My name is Karina Yan Glaser, and Roll of Thunder, Hear My Cry by Mildred D. Taylor is my recommended.

Roll of Thunder, Hear My Cry is about a girl named Cassie Logan, who’s part of a big family, and the story is set in rural Mississippi in 1933, so around the great depression time. It’s about her coming to age during this time, and dealing with the family’s confrontation with racism. Her family, the Logan family, they’re owners of a lot of land, which makes some of the people in the community really upset. She’s sort of getting to an age where she’s learning more about what’s going on, and also confronting some unpleasant situations where she is experiencing racism very blatantly and cruelly.

It’s a story of her coming to find her own voice in all of that, as well as learning about how to protect her family, and how to protect herself. And just learning more about herself and how she can come out into the world, and add her own voice to it.

I first encountered this book when I was young, and I read it. I grew up in suburban California, so this was very foreign to me, and that story really captured my imagination and learning more about the realities of what life was like; black Americans living in the rural south was very eye-opening to me.

It wasn’t until last year that I picked up the book again.

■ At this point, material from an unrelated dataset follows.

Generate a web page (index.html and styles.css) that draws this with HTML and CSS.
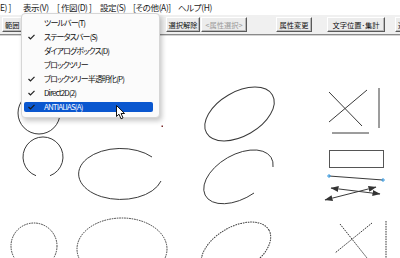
FILE: index.html
```html
<!DOCTYPE html>
<html lang="ja">
<head>
<meta charset="utf-8">
<link rel="stylesheet" href="styles.css">
</head>
<body>
<div class="app">
  <div class="menubar">
    <span class="mi m-edit">E) ]</span>
    <span class="mi m-view">表示(V)</span>
    <span class="mi m-draw">[ 作図(D) ]</span>
    <span class="mi m-set">設定(S)</span>
    <span class="mi m-other">[その他(A)]</span>
    <span class="mi m-help">ヘルプ(H)</span>
  </div>
  <div class="toolbar">
    <span class="btn b-range">範囲</span>
    <span class="btn b-sel">選択解除</span>
    <span class="btn dis b-attr">&lt;属性選択&gt;</span>
    <span class="btn b-chg">属性変更</span>
    <span class="btn b-pos">文字位置･集計</span>
    <span class="btn b-next">選</span>
  </div>
  <div class="canvas">
    <svg class="drawing" width="400" height="223" viewBox="0 35 400 223">
      <defs>
        <marker id="ah" viewBox="0 0 8 6" refX="7.5" refY="3" markerWidth="8" markerHeight="6" markerUnits="userSpaceOnUse" orient="auto-start-reverse">
          <path d="M0 0 L8 3 L0 6 Z" fill="#333"/>
        </marker>
      </defs>
      <g fill="none" stroke="#3a3a3a" stroke-width="1">
        <circle cx="39" cy="112" r="21"/>
        <path d="M36 174.7 A20 20 0 1 1 50 174.7"/>
        <path d="M152 156 A42 25.5 0 1 0 161 180"/>
        <ellipse cx="239.5" cy="113" rx="38" ry="22" transform="rotate(-30 239.5 113)"/>
        <path d="M273 166 A38 22 -30 1 0 254 192"/>
        <line x1="329" y1="91" x2="362" y2="125"/>
        <line x1="367" y1="89" x2="329" y2="121"/>
        <line x1="379" y1="87" x2="379" y2="127"/>
        <line x1="332" y1="132" x2="369" y2="132"/>
        <rect x="329.5" y="149.5" width="54" height="17" stroke="#555"/>
        <line x1="329" y1="175" x2="383" y2="179"/>
        <line x1="331" y1="187" x2="380" y2="193" marker-start="url(#ah)" marker-end="url(#ah)"/>
        <line x1="325" y1="199" x2="376" y2="186" marker-start="url(#ah)" marker-end="url(#ah)"/>
      </g>
      <g fill="none" stroke="#3a3a3a" stroke-width="1" stroke-dasharray="1.6 0.9">
        <circle cx="34" cy="245" r="23"/>
        <ellipse cx="122" cy="248" rx="45" ry="31"/>
        <ellipse cx="236" cy="248" rx="38" ry="22" transform="rotate(-30 236 248)"/>
        <line x1="340" y1="223" x2="367" y2="257"/>
        <line x1="372" y1="222" x2="335" y2="252"/>
        <line x1="386" y1="220" x2="386" y2="258"/>
      </g>
      <g stroke="#3b9be0" stroke-width="1">
        <line x1="327" y1="175" x2="331" y2="175"/>
        <line x1="329" y1="173" x2="329" y2="177"/>
        <line x1="381" y1="179" x2="385" y2="179"/>
        <line x1="383" y1="177" x2="383" y2="181"/>
      </g>
      <rect x="161.5" y="124.5" width="1.5" height="1.5" fill="#7a2a2a"/>
    </svg>
  </div>

  <div class="menu">
    <div class="item"><span class="chk"></span><span class="lbl">ツールバー(T)</span></div>
    <div class="item"><span class="chk"><svg width="7" height="6" viewBox="0 0 7 6"><polyline points="0.5,3 2.5,5 6.5,0.8" fill="none" stroke="#222" stroke-width="1.2"/></svg></span><span class="lbl">ステータスバー(S)</span></div>
    <div class="item"><span class="chk"></span><span class="lbl">ダイアログボックス(D)</span></div>
    <div class="item"><span class="chk"></span><span class="lbl">ブロックツリー</span></div>
    <div class="item"><span class="chk"><svg width="7" height="6" viewBox="0 0 7 6"><polyline points="0.5,3 2.5,5 6.5,0.8" fill="none" stroke="#222" stroke-width="1.2"/></svg></span><span class="lbl">ブロックツリー半透明化(P)</span></div>
    <div class="item"><span class="chk"><svg width="7" height="6" viewBox="0 0 7 6"><polyline points="0.5,3 2.5,5 6.5,0.8" fill="none" stroke="#222" stroke-width="1.2"/></svg></span><span class="lbl">Direct2D(2)</span></div>
    <div class="item active"><span class="chk"><svg width="7" height="6" viewBox="0 0 7 6"><polyline points="0.5,3 2.5,5 6.5,0.8" fill="none" stroke="#1a1a1a" stroke-width="1.2"/></svg></span><span class="lbl">ANTIALIAS(A)</span></div>
  </div>

  <svg class="cursor" width="10" height="15" viewBox="0 0 10 15">
    <path d="M0.5 0.5 L0.5 11.5 L3 9.2 L5 13.8 L7 12.9 L5.1 8.5 L8.6 8.5 Z" fill="#fff" stroke="#111" stroke-width="1" stroke-linejoin="round"/>
  </svg>
</div>
</body>
</html>
```

FILE: styles.css
```css
* { box-sizing: border-box; }
html, body { margin: 0; padding: 0; background: #fff; }
body {
  font-family: "Noto Sans CJK JP", "Noto Sans", sans-serif;
  font-feature-settings: "palt";
  color: #1a1a1a;
}
.app {
  position: relative;
  width: 400px;
  height: 258px;
  overflow: hidden;
  background: #fff;
}
.menubar {
  display: flex;
  height: 15px;
  align-items: center;
  font-size: 8.5px;
  letter-spacing: -0.4px;
  line-height: 15px;
  white-space: nowrap;
  background: #fff;
}
.mi { display: block; flex: 0 0 auto; }
.m-edit { width: 23px; }
.m-view { width: 34px; }
.m-draw { width: 43px; }
.m-set { width: 33px; }
.m-other { width: 45px; }

.toolbar {
  display: flex;
  align-items: center;
  height: 20px;
  padding: 0 0 0 2px;
  background: #f0f0f0;
  border-bottom: 1px solid #8a8a8a;
  box-shadow: 0 1px 0 #d4d4d4;
  font-size: 7.25px;
  white-space: nowrap;
  overflow: hidden;
}
.btn {
  display: flex;
  flex-shrink: 0;
  align-items: center;
  justify-content: center;
  height: 15px;
  padding: 0 2px;
  background: #ececec;
  border-top: 1px solid #fff;
  border-left: 1px solid #fff;
  border-right: 1px solid #5a5a5a;
  border-bottom: 1px solid #5a5a5a;
  box-shadow: inset -1px -1px 0 #b8b8b8;
  color: #111;
}
.btn.dis { color: #9a9a9a; }
.b-range { width: 30px; justify-content: flex-start; padding-left: 2px; }
.b-sel { width: 34px; margin-left: 134px; }
.b-attr { width: 46px; margin-left: 1px; }
.b-chg { width: 36px; margin-left: 29px; }
.b-pos { width: 58px; margin-left: 15px; }
.b-next { width: 20px; margin-left: 10px; justify-content: flex-start; }

.canvas {
  height: 222px;
  margin-top: 1px;
  background: #fff;
}
.drawing { display: block; }

.menu {
  position: absolute;
  left: 21px;
  top: 13px;
  width: 139px;
  height: 105px;
  display: flex;
  flex-direction: column;
  gap: 4px;
  padding-top: 3.5px;
  background: #fbfbfb;
  border: 1px solid #d6d6d6;
  border-radius: 4px;
  box-shadow: 2px 3px 5px rgba(0, 0, 0, 0.22);
  font-size: 8px;
  letter-spacing: -0.9px;
  color: #111;
}
.item {
  display: flex;
  align-items: center;
  height: 10px;
  margin: 0 6px 0 2px;
  border-radius: 2px;
  line-height: 10px;
  white-space: nowrap;
}
.chk {
  display: flex;
  align-items: center;
  width: 20px;
  height: 10px;
  padding-left: 4px;
}
.chk svg { display: block; }
.item.active {
  background: #0a57cf;
  color: #f2f6ff;
}
.cursor {
  position: absolute;
  left: 116px;
  top: 105px;
}
```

The book was celebrating its 40th year anniversary, and they repackaged the book with all new covers. Roll of Thunder, Hear My Cry is just one book out of many that Mildred D. Taylor has written about the Logans. The publisher repackaged all the books in paperback with new art by Kadir Nelson, and he is one of my absolute favorite illustrators, and I just think he’s amazing. I saw the cover at a bookstore and I grabbed it. In this copy, it also has a forward by Jacqueline Woodson, which is really beautiful.

I was really touched by the introduction, as well as the cover, so last year I re-read the whole thing, and just was so captured by the story again, and especially … This book was written, I believe, in the 1970s, and it is still so relevant today, which is heartbreaking in a way, but also important to still read these stories. Even though it was written in the ’70s about a family in 1933, we see these patterns coming up again in the current day, and I think it’s a really important book for everyone to read, even now, to really see what was going on during that time, and how that’s being repeated in history today, and how we can stand up and think about systemic racism and different ways we can contribute to moving forward, and just trying to rectify some of these ingrained ideas that I think so many of us have.

When I first read this as a kid, I knew that I wanted to be a writer. I had known I wanted to be a writer since I was very young. It was always something that had always been a part of my thinking and what I wanted to do when I grew up. When I read this book, it was sort of intimidating because the writing is so amazing and lush and descriptive, and she is brilliant. Mildred D. Taylor is absolutely brilliant at crafting a story that is filled with adventure and humor. Even though it tackles such serious topics, there’s a lot of humor in the family, and a lot of humor to Cassie. She has a really energetic voice, and she’s very stubborn, as well as very direct, so her voice is pretty amazing. I just adored hearing that.

Reading this book, Jacqueline Woodson says that it encouraged her to be a writer. I think it sort of made me afraid. I just didn’t know how she did it. She was just such a brilliant writer. Reading it now, I still am afraid, because there’s just so much that she could do with writing.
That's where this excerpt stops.